Quanto aos direitos trabalhistas, é constrangedor que o NBD ainda não tenha estabelecido um mecanismo imparcial para resolver disputas entre o banco e os seus próprios funcionários. Isso porque, em virtude da imunidade jurisdicional concedida em seu tratado constitutivo, não é possível acionar tribunais nacionais para resolver conflitos dessa natureza. Trata-se de característica comum em instituições multilaterais e, justamente por isso, elas devem prever instrumentos imparciais de resolução de conflitos, permitindo que seus funcionários exerçam o direito fundamental de acesso à justiça. Para citar alguns exemplos, o Banco Mundial tem seu próprio tribunal administrativo, assim como o FMI. Outros, como a OMC e a ASEAN +3 Macroeconomic Research Office, reconheceram a jurisdição do Tribunal Administrativo da Organização Internacional do Trabalho para avaliar esse tipo de demanda.
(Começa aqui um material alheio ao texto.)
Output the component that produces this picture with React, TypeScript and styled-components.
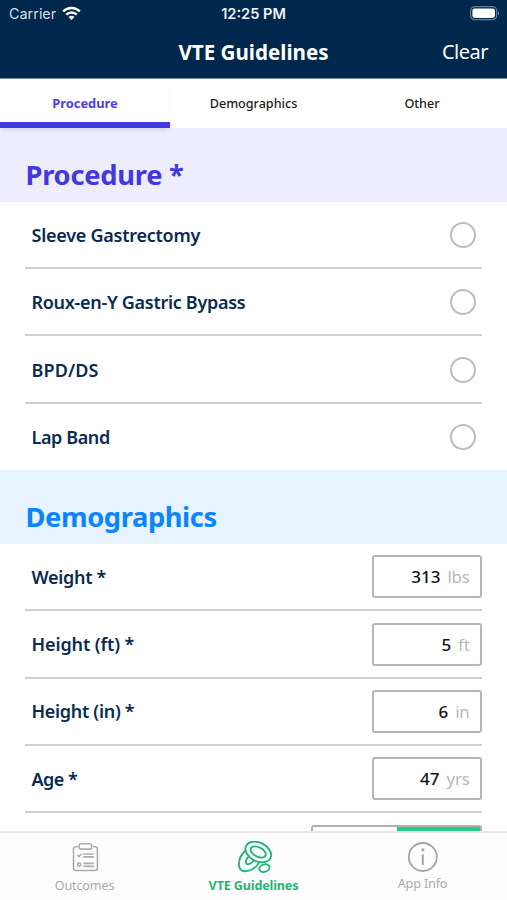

Considerando que a BAII já estabeleceu seus próprios procedimentos e regras para permitir que seus funcionários exercitem o direito de recurso contra uma decisão do banco (ainda que o modelo do BAII não seja, nem de longe, uma boa referência), não se pode justificar a negligência do NBD com base em seu curto tempo de existência. Inclusive, a ausência de tal mecanismo é uma das razões pelas quais várias violações de direitos foram perpetradas contra o antigo Vice-Presidente brasileiro do NBD, Paulo Nogueira Batista Jr. Ele foi demitido ilegalmente de seu cargo por um procedimento interno que violou não apenas documentos legais do banco, mas também o direito internacional. Foi um claro caso de Lawfare, no qual a natureza intrinsecamente política e golpista do procedimento de demissão foi mal disfarçada como uma suposta violação ao código de ética do banco.
Portanto, não só há uma cultura democrática que precisa ser cultivada, valorizada e amplificada por novas gestões, como o NBD precisa corrigir a sua perfomance financeira. É necessário lideranças conscientes e compromissadas com mudanças para enfrentar desafios desta magnitude. Dilma Rousseff possui as capacidades para essa tarefa, compreendendo que a expectativa dos povos é que o NBD se torne um exemplo para uma dinâmica financeira global justa, inclusiva e equitativa, e não apenas mais um banco.